Check each line of the listing below for the word "full" and say how many lines have it. Nothing else should be written.

— Start —

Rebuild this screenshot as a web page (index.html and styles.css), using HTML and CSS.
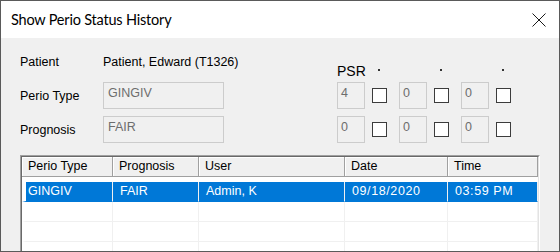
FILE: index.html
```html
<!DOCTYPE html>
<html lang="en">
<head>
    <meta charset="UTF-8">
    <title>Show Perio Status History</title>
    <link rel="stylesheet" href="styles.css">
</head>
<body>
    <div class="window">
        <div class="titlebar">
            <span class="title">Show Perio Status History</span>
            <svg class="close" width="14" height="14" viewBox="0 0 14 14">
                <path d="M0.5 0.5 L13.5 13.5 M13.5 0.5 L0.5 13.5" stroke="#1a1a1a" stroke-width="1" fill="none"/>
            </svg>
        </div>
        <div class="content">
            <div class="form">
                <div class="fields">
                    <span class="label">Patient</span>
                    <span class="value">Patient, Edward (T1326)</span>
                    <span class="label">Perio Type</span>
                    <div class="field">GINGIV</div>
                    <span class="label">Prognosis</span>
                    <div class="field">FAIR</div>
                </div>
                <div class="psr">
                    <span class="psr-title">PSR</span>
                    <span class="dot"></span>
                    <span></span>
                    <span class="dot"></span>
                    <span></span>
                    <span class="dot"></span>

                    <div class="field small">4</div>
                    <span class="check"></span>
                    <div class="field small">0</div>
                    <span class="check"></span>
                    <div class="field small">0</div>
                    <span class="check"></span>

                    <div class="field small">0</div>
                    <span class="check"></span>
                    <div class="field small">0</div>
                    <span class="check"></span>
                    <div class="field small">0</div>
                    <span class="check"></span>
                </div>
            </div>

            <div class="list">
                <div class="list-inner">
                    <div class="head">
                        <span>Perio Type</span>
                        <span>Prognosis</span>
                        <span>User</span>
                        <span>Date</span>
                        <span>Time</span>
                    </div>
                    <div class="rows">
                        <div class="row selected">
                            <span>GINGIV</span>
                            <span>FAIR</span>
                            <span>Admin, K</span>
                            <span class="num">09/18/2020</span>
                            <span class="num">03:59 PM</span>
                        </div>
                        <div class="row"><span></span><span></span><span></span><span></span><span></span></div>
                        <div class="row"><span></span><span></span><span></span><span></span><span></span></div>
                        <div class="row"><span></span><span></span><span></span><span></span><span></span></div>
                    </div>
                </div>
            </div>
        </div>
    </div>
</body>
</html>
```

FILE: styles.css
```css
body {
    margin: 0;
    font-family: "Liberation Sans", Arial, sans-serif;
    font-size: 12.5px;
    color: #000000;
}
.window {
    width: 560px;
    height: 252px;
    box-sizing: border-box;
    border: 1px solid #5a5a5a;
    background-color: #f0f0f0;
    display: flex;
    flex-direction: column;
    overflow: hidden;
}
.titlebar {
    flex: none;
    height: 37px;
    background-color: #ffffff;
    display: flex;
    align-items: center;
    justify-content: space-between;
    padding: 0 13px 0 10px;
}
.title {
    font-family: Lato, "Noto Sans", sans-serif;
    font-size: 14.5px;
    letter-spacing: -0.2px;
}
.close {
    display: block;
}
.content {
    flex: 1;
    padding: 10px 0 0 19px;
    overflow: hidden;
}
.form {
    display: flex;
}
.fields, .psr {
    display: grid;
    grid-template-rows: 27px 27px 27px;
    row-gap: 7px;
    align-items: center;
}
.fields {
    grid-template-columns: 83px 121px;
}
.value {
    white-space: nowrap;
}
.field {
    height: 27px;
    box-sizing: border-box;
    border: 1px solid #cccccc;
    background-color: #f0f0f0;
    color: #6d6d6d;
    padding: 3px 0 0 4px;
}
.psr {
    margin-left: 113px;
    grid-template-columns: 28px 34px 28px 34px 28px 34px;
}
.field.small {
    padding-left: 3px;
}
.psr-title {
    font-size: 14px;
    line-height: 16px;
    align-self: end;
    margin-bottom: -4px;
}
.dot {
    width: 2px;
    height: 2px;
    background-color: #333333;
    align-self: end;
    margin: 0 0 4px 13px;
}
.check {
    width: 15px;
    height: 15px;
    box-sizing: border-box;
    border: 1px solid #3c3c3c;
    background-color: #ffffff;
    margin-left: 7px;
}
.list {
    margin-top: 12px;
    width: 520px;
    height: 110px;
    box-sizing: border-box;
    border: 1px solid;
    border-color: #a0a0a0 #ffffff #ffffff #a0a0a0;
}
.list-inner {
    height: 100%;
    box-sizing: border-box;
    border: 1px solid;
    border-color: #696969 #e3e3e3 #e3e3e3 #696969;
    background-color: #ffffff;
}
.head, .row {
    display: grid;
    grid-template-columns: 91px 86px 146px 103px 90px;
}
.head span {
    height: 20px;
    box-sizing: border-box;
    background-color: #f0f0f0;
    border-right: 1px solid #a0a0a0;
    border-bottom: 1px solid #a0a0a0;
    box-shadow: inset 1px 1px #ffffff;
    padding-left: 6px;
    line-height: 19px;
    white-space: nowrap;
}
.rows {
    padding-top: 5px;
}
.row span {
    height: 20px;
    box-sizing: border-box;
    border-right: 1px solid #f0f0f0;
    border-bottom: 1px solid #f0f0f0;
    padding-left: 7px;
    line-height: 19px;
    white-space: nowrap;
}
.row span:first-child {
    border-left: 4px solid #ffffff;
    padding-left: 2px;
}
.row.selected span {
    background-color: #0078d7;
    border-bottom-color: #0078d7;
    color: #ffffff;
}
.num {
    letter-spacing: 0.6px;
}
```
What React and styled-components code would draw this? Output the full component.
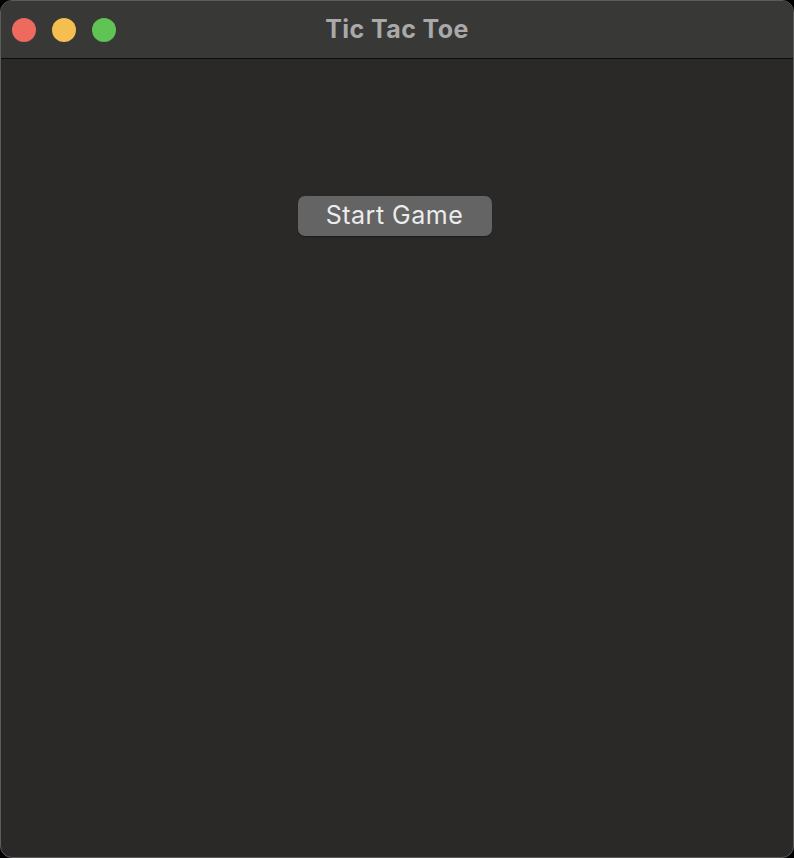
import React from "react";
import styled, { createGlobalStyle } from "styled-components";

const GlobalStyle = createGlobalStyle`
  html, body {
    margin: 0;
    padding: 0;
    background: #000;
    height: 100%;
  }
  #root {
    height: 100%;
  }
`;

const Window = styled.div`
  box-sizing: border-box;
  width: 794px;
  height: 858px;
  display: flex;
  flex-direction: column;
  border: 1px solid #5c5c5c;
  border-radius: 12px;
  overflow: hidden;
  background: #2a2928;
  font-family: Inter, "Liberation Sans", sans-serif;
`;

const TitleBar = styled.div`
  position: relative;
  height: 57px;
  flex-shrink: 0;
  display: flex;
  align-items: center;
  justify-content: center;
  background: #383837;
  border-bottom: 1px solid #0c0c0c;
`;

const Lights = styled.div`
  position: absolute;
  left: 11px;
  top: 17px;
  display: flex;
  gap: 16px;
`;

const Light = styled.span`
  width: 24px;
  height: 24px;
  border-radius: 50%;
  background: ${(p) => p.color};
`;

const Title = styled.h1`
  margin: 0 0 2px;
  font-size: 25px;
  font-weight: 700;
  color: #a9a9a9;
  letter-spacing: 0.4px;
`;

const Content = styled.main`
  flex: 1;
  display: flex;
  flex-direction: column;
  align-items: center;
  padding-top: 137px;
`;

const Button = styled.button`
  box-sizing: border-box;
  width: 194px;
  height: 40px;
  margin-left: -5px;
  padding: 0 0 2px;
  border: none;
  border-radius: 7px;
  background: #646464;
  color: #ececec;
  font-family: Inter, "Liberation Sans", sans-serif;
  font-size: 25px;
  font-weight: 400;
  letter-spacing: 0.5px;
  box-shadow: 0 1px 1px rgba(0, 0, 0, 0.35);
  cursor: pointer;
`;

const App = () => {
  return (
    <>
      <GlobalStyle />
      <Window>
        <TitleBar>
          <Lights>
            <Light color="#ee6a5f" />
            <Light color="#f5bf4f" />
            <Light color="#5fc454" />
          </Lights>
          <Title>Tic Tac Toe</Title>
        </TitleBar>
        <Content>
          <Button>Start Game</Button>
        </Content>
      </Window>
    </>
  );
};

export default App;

— End —
— Start —

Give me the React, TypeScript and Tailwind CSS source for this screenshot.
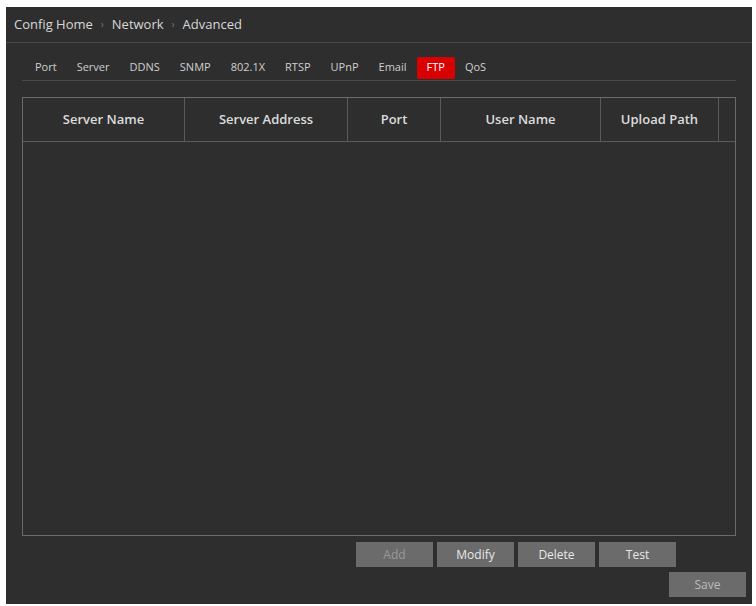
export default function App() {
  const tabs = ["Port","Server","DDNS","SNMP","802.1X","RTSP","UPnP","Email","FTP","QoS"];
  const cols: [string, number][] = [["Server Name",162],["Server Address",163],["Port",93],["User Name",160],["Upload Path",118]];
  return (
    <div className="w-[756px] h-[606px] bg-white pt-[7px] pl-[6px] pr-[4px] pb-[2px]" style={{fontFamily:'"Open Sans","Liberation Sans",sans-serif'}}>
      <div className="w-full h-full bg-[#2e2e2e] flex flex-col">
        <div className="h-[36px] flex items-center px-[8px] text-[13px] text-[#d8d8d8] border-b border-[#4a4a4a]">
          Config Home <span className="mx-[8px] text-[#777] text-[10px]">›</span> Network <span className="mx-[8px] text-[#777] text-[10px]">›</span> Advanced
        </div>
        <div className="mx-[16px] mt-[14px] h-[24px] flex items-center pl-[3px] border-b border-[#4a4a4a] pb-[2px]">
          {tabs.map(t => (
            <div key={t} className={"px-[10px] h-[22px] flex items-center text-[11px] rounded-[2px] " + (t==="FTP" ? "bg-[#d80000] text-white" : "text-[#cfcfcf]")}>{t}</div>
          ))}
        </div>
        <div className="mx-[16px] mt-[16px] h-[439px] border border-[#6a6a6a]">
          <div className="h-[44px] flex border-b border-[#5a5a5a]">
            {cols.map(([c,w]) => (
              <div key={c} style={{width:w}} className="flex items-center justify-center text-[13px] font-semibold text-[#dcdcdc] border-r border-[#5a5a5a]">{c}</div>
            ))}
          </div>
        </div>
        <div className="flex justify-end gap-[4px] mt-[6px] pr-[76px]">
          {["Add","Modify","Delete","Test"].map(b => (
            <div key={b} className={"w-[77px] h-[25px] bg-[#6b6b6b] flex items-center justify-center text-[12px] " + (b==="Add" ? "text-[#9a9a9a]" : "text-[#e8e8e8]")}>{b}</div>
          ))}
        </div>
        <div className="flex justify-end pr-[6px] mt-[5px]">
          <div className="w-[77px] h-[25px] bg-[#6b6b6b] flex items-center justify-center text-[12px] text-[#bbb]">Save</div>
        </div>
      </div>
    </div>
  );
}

— End —

# [REPLY TO THE TASK]
2